** Begin Recorded data **

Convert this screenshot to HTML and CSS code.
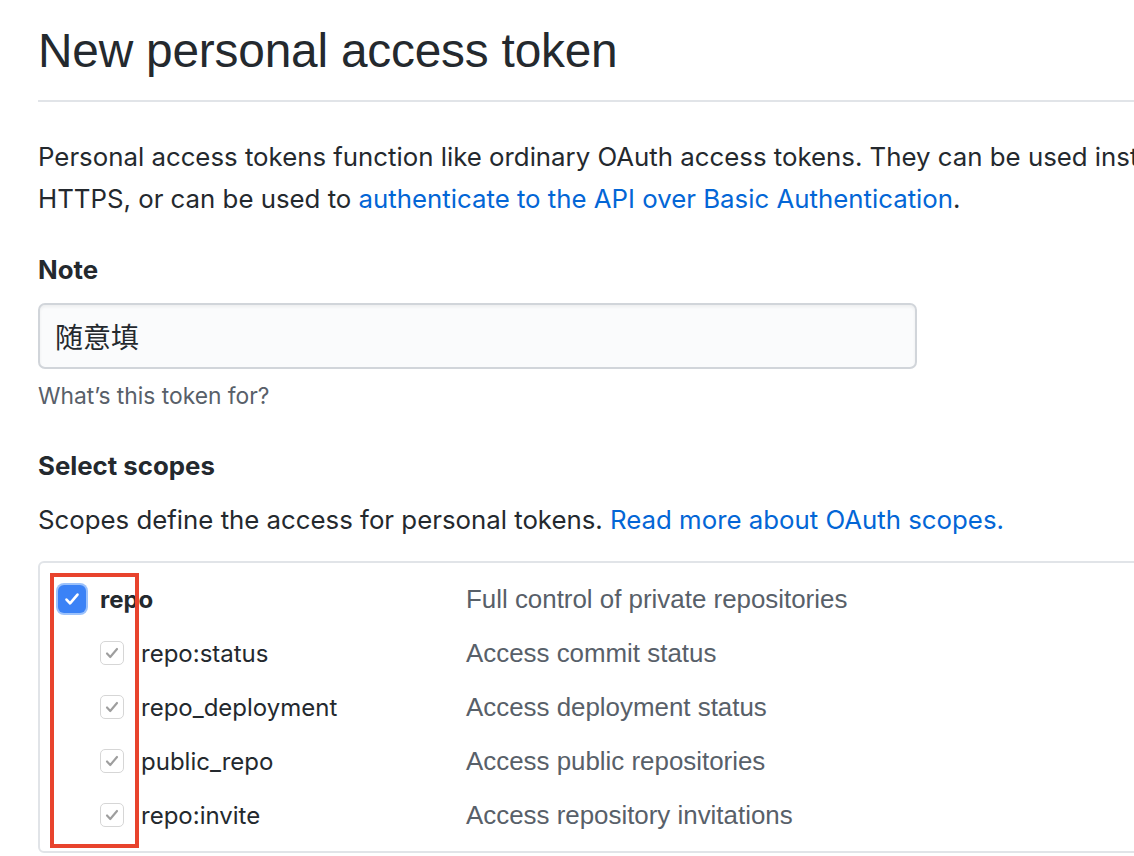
FILE: index.html
```html
<!DOCTYPE html>
<html lang="en">
<head>
<meta charset="utf-8">
<link rel="stylesheet" href="styles.css">
</head>
<body>
<div class="page">
  <h1 class="title">New personal access token</h1>
  <p class="intro">Personal access tokens function like ordinary OAuth access tokens. They can be used instead of a password for Git over<br>HTTPS, or can be used to <a href="#">authenticate to the API over Basic Authentication</a>.</p>
  <div class="field">
    <div class="label">Note</div>
    <div class="input">随意填</div>
    <div class="hint">What’s this token for?</div>
  </div>
  <div class="label scopes-label">Select scopes</div>
  <p class="scopes-desc">Scopes define the access for personal tokens. <a href="#">Read more about OAuth scopes.</a></p>
  <div class="scopes">
    <div class="highlight"></div>
    <div class="row parent">
      <div class="name"><span class="cb cb-on"><svg viewBox="0 0 16 16" width="22" height="22"><path d="M4 8.4l2.6 2.8 5.4-6.4" fill="none" stroke="#fff" stroke-width="1.9" stroke-linecap="round" stroke-linejoin="round"/></svg></span><b>repo</b></div>
      <div class="desc">Full control of private repositories</div>
    </div>
    <div class="row child">
      <div class="name"><span class="cb cb-dis"><svg viewBox="0 0 16 16" width="20" height="20"><path d="M4 8.4l2.6 2.8 5.4-6.4" fill="none" stroke="#9e9e9e" stroke-width="1.7" stroke-linecap="round" stroke-linejoin="round"/></svg></span>repo:status</div>
      <div class="desc">Access commit status</div>
    </div>
    <div class="row child">
      <div class="name"><span class="cb cb-dis"><svg viewBox="0 0 16 16" width="20" height="20"><path d="M4 8.4l2.6 2.8 5.4-6.4" fill="none" stroke="#9e9e9e" stroke-width="1.7" stroke-linecap="round" stroke-linejoin="round"/></svg></span>repo_deployment</div>
      <div class="desc">Access deployment status</div>
    </div>
    <div class="row child">
      <div class="name"><span class="cb cb-dis"><svg viewBox="0 0 16 16" width="20" height="20"><path d="M4 8.4l2.6 2.8 5.4-6.4" fill="none" stroke="#9e9e9e" stroke-width="1.7" stroke-linecap="round" stroke-linejoin="round"/></svg></span>public_repo</div>
      <div class="desc">Access public repositories</div>
    </div>
    <div class="row child">
      <div class="name"><span class="cb cb-dis"><svg viewBox="0 0 16 16" width="20" height="20"><path d="M4 8.4l2.6 2.8 5.4-6.4" fill="none" stroke="#9e9e9e" stroke-width="1.7" stroke-linecap="round" stroke-linejoin="round"/></svg></span>repo:invite</div>
      <div class="desc">Access repository invitations</div>
    </div>
  </div>
</div>
</body>
</html>
```

FILE: styles.css
```css
html, body {
  margin: 0;
  padding: 0;
  background: #fff;
  overflow: hidden;
}
body {
  font-family: Inter, "Noto Sans", "Liberation Sans", "Noto Sans CJK SC", sans-serif;
  color: #24292e;
  font-size: 25.8px;
}
.page {
  padding-left: 38px;
  width: 1400px;
}
.title {
  font-family: "Liberation Sans", Arial, sans-serif;
  font-weight: 400;
  font-size: 47.8px;
  line-height: 48px;
  margin: 0;
  padding-top: 27px;
  padding-bottom: 25px;
  border-bottom: 2px solid #e1e4e8;
  letter-spacing: -0.2px;
}
.intro {
  margin: 34px 0 0;
  line-height: 42px;
  white-space: nowrap;
  font-size: 25.8px;
}
a {
  color: #0366d6;
  text-decoration: none;
}
.field {
  margin-top: 34px;
}
.label {
  font-weight: 700;
  font-size: 25.8px;
  line-height: 32px;
}
.input {
  margin-top: 17px;
  width: 860px;
  height: 62px;
  box-sizing: content-box;
  border: 2px solid #d1d5da;
  border-radius: 7px;
  background: #fafbfc;
  font-family: "Noto Sans CJK SC", sans-serif;
  font-size: 28px;
  line-height: 62px;
  padding-left: 15px;
  box-shadow: inset 0 2px 3px rgba(27,31,35,0.06);
}
.hint {
  margin-top: 12px;
  color: #586069;
  font-size: 22.8px;
  line-height: 30px;
}
.scopes-label {
  margin-top: 39px;
}
.scopes-desc {
  margin: 22px 0 0;
  line-height: 32px;
}
.scopes {
  position: relative;
  margin-top: 25px;
  border: 2px solid #e1e4e8;
  border-radius: 6px;
  padding: 9px 0 9px 18px;
}
.row {
  display: flex;
  align-items: center;
  height: 54px;
  font-size: 24px;
}
.name {
  display: flex;
  align-items: center;
  width: 408px;
  flex: none;
}
.child .name {
  padding-left: 42px;
  width: 366px;
}
.desc {
  font-family: "Liberation Sans", Arial, sans-serif;
  color: #586069;
  font-size: 25.9px;
}
.parent b {
  font-weight: 700;
}
.cb {
  display: inline-flex;
  align-items: center;
  justify-content: center;
  flex: none;
  box-sizing: border-box;
}
.cb-on {
  width: 28px;
  height: 28px;
  margin-right: 14px;
  border-radius: 6px;
  background: #3b82f6;
  box-shadow: 0 0 0 2px #9cc2fb;
}
.cb-dis {
  width: 24px;
  height: 24px;
  margin-right: 17px;
  border-radius: 5px;
  border: 1.5px solid #d6d6d6;
  background: #fff;
}
.highlight {
  position: absolute;
  left: 10px;
  top: 10px;
  width: 89px;
  height: 275px;
  box-sizing: border-box;
  border: 4px solid #e8432d;
  pointer-events: none;
}
```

** End Recorded data **

Work instructions:
Pictures in the data above should not be copied; transcribe everything else exactly.

Full response:
Convert this screenshot to HTML and CSS code.
FILE: index.html
```html
<!DOCTYPE html>
<html lang="en">
<head>
<meta charset="utf-8">
<link rel="stylesheet" href="styles.css">
</head>
<body>
<div class="page">
  <h1 class="title">New personal access token</h1>
  <p class="intro">Personal access tokens function like ordinary OAuth access tokens. They can be used instead of a password for Git over<br>HTTPS, or can be used to <a href="#">authenticate to the API over Basic Authentication</a>.</p>
  <div class="field">
    <div class="label">Note</div>
    <div class="input">随意填</div>
    <div class="hint">What’s this token for?</div>
  </div>
  <div class="label scopes-label">Select scopes</div>
  <p class="scopes-desc">Scopes define the access for personal tokens. <a href="#">Read more about OAuth scopes.</a></p>
  <div class="scopes">
    <div class="highlight"></div>
    <div class="row parent">
      <div class="name"><span class="cb cb-on"><svg viewBox="0 0 16 16" width="22" height="22"><path d="M4 8.4l2.6 2.8 5.4-6.4" fill="none" stroke="#fff" stroke-width="1.9" stroke-linecap="round" stroke-linejoin="round"/></svg></span><b>repo</b></div>
      <div class="desc">Full control of private repositories</div>
    </div>
    <div class="row child">
      <div class="name"><span class="cb cb-dis"><svg viewBox="0 0 16 16" width="20" height="20"><path d="M4 8.4l2.6 2.8 5.4-6.4" fill="none" stroke="#9e9e9e" stroke-width="1.7" stroke-linecap="round" stroke-linejoin="round"/></svg></span>repo:status</div>
      <div class="desc">Access commit status</div>
    </div>
    <div class="row child">
      <div class="name"><span class="cb cb-dis"><svg viewBox="0 0 16 16" width="20" height="20"><path d="M4 8.4l2.6 2.8 5.4-6.4" fill="none" stroke="#9e9e9e" stroke-width="1.7" stroke-linecap="round" stroke-linejoin="round"/></svg></span>repo_deployment</div>
      <div class="desc">Access deployment status</div>
    </div>
    <div class="row child">
      <div class="name"><span class="cb cb-dis"><svg viewBox="0 0 16 16" width="20" height="20"><path d="M4 8.4l2.6 2.8 5.4-6.4" fill="none" stroke="#9e9e9e" stroke-width="1.7" stroke-linecap="round" stroke-linejoin="round"/></svg></span>public_repo</div>
      <div class="desc">Access public repositories</div>
    </div>
    <div class="row child">
      <div class="name"><span class="cb cb-dis"><svg viewBox="0 0 16 16" width="20" height="20"><path d="M4 8.4l2.6 2.8 5.4-6.4" fill="none" stroke="#9e9e9e" stroke-width="1.7" stroke-linecap="round" stroke-linejoin="round"/></svg></span>repo:invite</div>
      <div class="desc">Access repository invitations</div>
    </div>
  </div>
</div>
</body>
</html>
```

FILE: styles.css
```css
html, body {
  margin: 0;
  padding: 0;
  background: #fff;
  overflow: hidden;
}
body {
  font-family: Inter, "Noto Sans", "Liberation Sans", "Noto Sans CJK SC", sans-serif;
  color: #24292e;
  font-size: 25.8px;
}
.page {
  padding-left: 38px;
  width: 1400px;
}
.title {
  font-family: "Liberation Sans", Arial, sans-serif;
  font-weight: 400;
  font-size: 47.8px;
  line-height: 48px;
  margin: 0;
  padding-top: 27px;
  padding-bottom: 25px;
  border-bottom: 2px solid #e1e4e8;
  letter-spacing: -0.2px;
}
.intro {
  margin: 34px 0 0;
  line-height: 42px;
  white-space: nowrap;
  font-size: 25.8px;
}
a {
  color: #0366d6;
  text-decoration: none;
}
.field {
  margin-top: 34px;
}
.label {
  font-weight: 700;
  font-size: 25.8px;
  line-height: 32px;
}
.input {
  margin-top: 17px;
  width: 860px;
  height: 62px;
  box-sizing: content-box;
  border: 2px solid #d1d5da;
  border-radius: 7px;
  background: #fafbfc;
  font-family: "Noto Sans CJK SC", sans-serif;
  font-size: 28px;
  line-height: 62px;
  padding-left: 15px;
  box-shadow: inset 0 2px 3px rgba(27,31,35,0.06);
}
.hint {
  margin-top: 12px;
  color: #586069;
  font-size: 22.8px;
  line-height: 30px;
}
.scopes-label {
  margin-top: 39px;
}
.scopes-desc {
  margin: 22px 0 0;
  line-height: 32px;
}
.scopes {
  position: relative;
  margin-top: 25px;
  border: 2px solid #e1e4e8;
  border-radius: 6px;
  padding: 9px 0 9px 18px;
}
.row {
  display: flex;
  align-items: center;
  height: 54px;
  font-size: 24px;
}
.name {
  display: flex;
  align-items: center;
  width: 408px;
  flex: none;
}
.child .name {
  padding-left: 42px;
  width: 366px;
}
.desc {
  font-family: "Liberation Sans", Arial, sans-serif;
  color: #586069;
  font-size: 25.9px;
}
.parent b {
  font-weight: 700;
}
.cb {
  display: inline-flex;
  align-items: center;
  justify-content: center;
  flex: none;
  box-sizing: border-box;
}
.cb-on {
  width: 28px;
  height: 28px;
  margin-right: 14px;
  border-radius: 6px;
  background: #3b82f6;
  box-shadow: 0 0 0 2px #9cc2fb;
}
.cb-dis {
  width: 24px;
  height: 24px;
  margin-right: 17px;
  border-radius: 5px;
  border: 1.5px solid #d6d6d6;
  background: #fff;
}
.highlight {
  position: absolute;
  left: 10px;
  top: 10px;
  width: 89px;
  height: 275px;
  box-sizing: border-box;
  border: 4px solid #e8432d;
  pointer-events: none;
}
```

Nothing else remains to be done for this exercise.